RINI/TUTEN HISPANIC/ROMANCE LINGUISTICS
Mark J. Elson, University of Virginia
Speculation on the Origin of Present Subjunctive sia, dia, and stia in Standard Italian
The expected present subjunctive forms of Italian essere ‘be’, dare ‘give’, and stare ‘be’ in Standard Italian are, respectively, 1s se, etc. < sim, etc.; 1s de, etc. < dem, etc.; and 1s ste, etc. < stem, etc. These forms are not attested. Instead, we find 1s sia, etc.; 1s dia, etc.; and 1s stia, etc. respectively (as well as earlier dee/stee and dea/stea for dare and stare). There have been various explanations for the new forms, each assuming that essere innovated first, and that dare and stare were remade on the new forms; thus:
1. Grandgent (1927) proposes early reformation of 1s sim, etc. (< esse), to siam, etc. by virtue of the connection he assumes of essere to the third conjugation, He assumes subsequent extension of ia to the subjunctive of dare and stare.

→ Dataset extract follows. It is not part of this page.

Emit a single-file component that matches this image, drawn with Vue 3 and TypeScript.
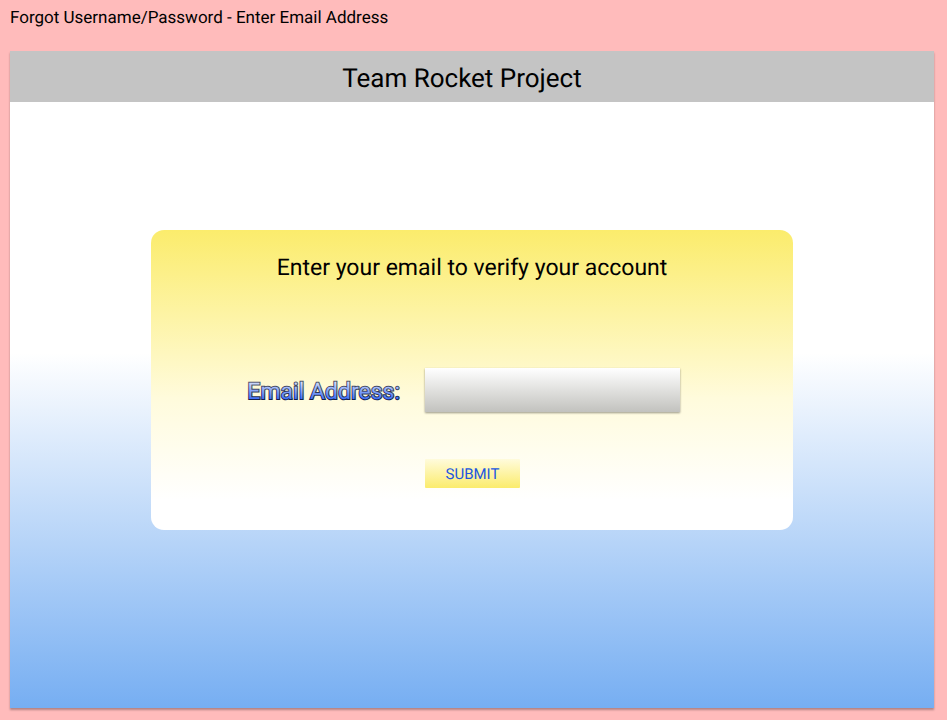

2. Maiden (1995:40, 139) proposes reformation of 1s sim, etc. (< esse), to *sjem, etc. with subsequent, and expected, phonetic change of stressed je to i preceding a vowel. He, like Maiden, assumes subsequent extension of ia to the subjunctive of dare and stare
3. Tekavčić (1972:460, 482), in effect, makes no proposal, merely asserting that 1s sim, etc. (< esse) “si continua regolarmente nel rispettivo congiuntivo italiano”. He, like the others, assumes subsequent extension of ia to the subjunctive of dare and stare.
None of these is convincing because none looks seriously at the system. Grandgent, for example, does not take into account that the expected reflex of short i (e.g., in 1s sim) is not i, but e. Maiden’s proposal of *sje- replacing si goes unexplained, as does the failure of resulting siam, etc. to yield sea, etc. Tekavčić appears to avoid the issue.
Although the systemic origin of the contemporary present subjunctive forms of the verbs in question must remain speculative, I will suggest that all three subjunctive paradigms are the result of a single innovation, i.e., the innovation did not begin with the present subjunctive of essere, but was a simultaneous response in the present subjunctive of each verb in question to a shared structural peculiarity of their present subjunctive paradigm. This peculiarity, I will claim, was shared with one other verb, which served as the model for the attested innovation.